BMJ Open. 2016 Oct 14;6(10):e012705
Authors: Low LL, Liu N, Wang S, Thumboo J, Ong ME, Lee KH
OBJECTIVES: To evaluate the impact of comorbidities, acute illness burden and social determinants of health on predicting the risk of frequent hospital admissions.
DESIGN: Multivariable logistic regression was used to associate the predictive variables extracted from electronic health records and frequent hospital admission risk. The model's performance of our predictive model was evaluated using a 10-fold cross-validation.
SETTING: A single tertiary hospital in Singapore.
PARTICIPANTS: All adult patients admitted to the hospital between 1 January 2013 and 31 May 2014 (n=25 244).
MAIN OUTCOME MEASURE: Frequent hospital admissions, defined as 3 or more inpatient admissions within 12 months of discharge.
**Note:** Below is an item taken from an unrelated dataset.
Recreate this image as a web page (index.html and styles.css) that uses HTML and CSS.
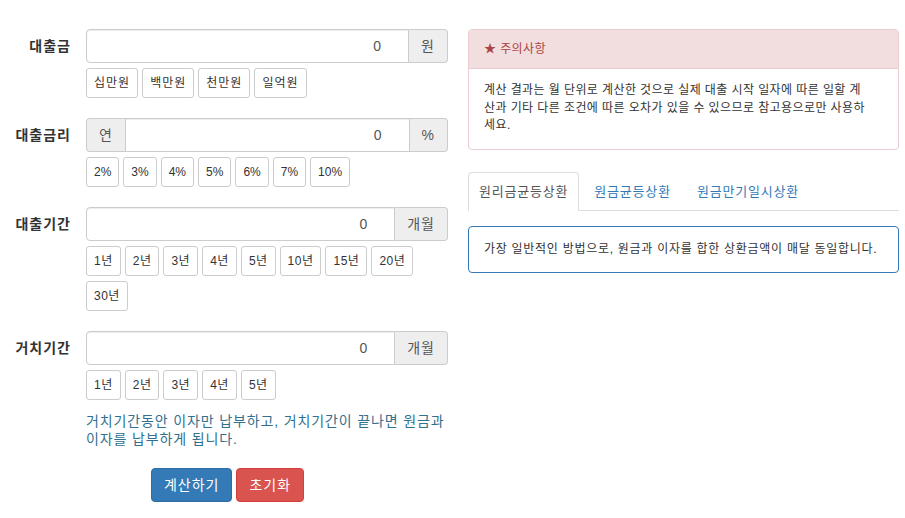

Area under the receiver operating characteristic curve (AUC) of the predictive model, and the sensitivity, specificity and positive predictive values for various cut-offs.
RESULTS: 4322 patients (17.1%) met the primary outcome. 11 variables were observed as significant predictors and included in the final regression model. The strongest independent predictor was treatment with antidepressants in the past 1 year (adjusted OR 2.51, 95% CI 2.26 to 2.78). Other notable predictors include requiring dialysis and treatment with intravenous furosemide during the index admission. The predictive model achieved an AUC of 0.84 (95% CI 0.83 to 0.85) for predicting frequent hospital admission risk, with a sensitivity of 73.9% (95% CI 72.6% to 75.2%), specificity of 79.1% (78.5% to 79.6%) and positive predictive value of 42.2% (95% CI 41.1% to 43.3%) at the cut-off of 0.235.
CONCLUSIONS: We have identified several predictors for assessing the risk of frequent hospital admissions that achieved high discriminative model performance. Further research is necessary using an external validation cohort.